Jenny Joseph, whose poem Warning was twice voted Britain’s favourite poem, has died at the age of 85.
It is perhaps best known for its opening lines: “When I am an old lady I shall wear purple / With a red hat that doesn’t go, and doesn’t suit me.”
Despite it being about old age, Joseph was in her 20s when she wrote it.
She wrote several poetry and prose collections, the most recent being published in 2009. Joseph died earlier this month after a short illness.
‘One of best-loved poets’
Born in Birmingham, Joseph studied at the University of Oxford and went on to work as a newspaper reporter, pub landlady and lecturer.
Her agents described her as “one of Britain’s best-loved poets”.
Warning was voted Britain’s favourite modern poem in 2006 – having previously been named the nation’s favourite post-war poem 10 years previously in a BBC poll.
It went on to inspire the launch of the Red Hat Society – a women’s group whose members wear purple, accessorised with a red hat.

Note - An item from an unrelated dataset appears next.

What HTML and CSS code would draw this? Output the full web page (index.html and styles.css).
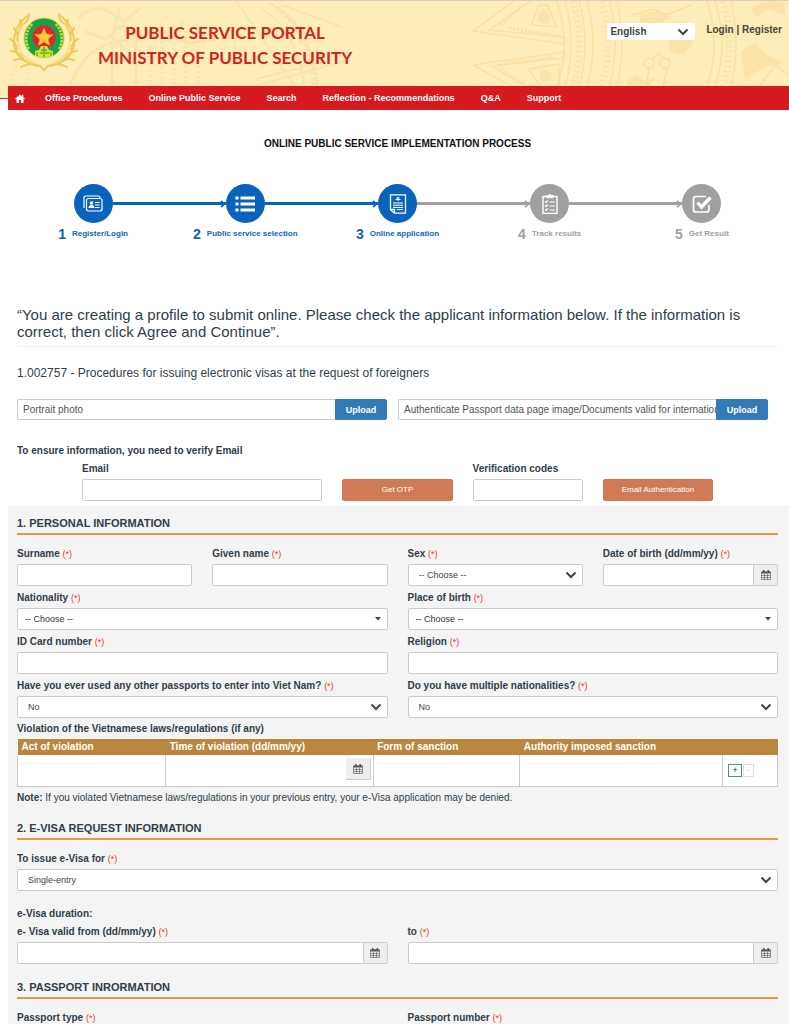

However, the success of the poem is said to have annoyed Joseph, according to her publishers Bloodaxe Books.
“At the same time, she was delighted that it had been translated into numerous languages and was known throughout the world,” they said. “What she disliked most was that this early poem written in her 20s overshadowed the rest of her work, which was largely concerned with the duality of existence…
“She viewed her poems as attempts to present ‘how things work’ at the core, at the edge.”
‘New ways of telling stories’
Joseph was made a Fellow of the Royal Society of Literature in 1999 and won the James Tait Black Prize for fiction for her work of prose and verse Persephone. She had previously won the Cholmondeley Award for her second poetry collection, Rose in the Afternoon.
She also had work published with Enitharmon Press. Its director Stephen Stuart-Smith, who worked with her on 2009’s Nothing Like Love, described that last collection as “exploring a wide range of literary forms, new ways of telling stories, and demonstrating her skill in introducing cadences and everyday speech into the lyrical movement of her verse.
“As a person and as a poet she was warm and witty, as a friend loyal and supportive, as a performer entertaining as well as unpredictable.”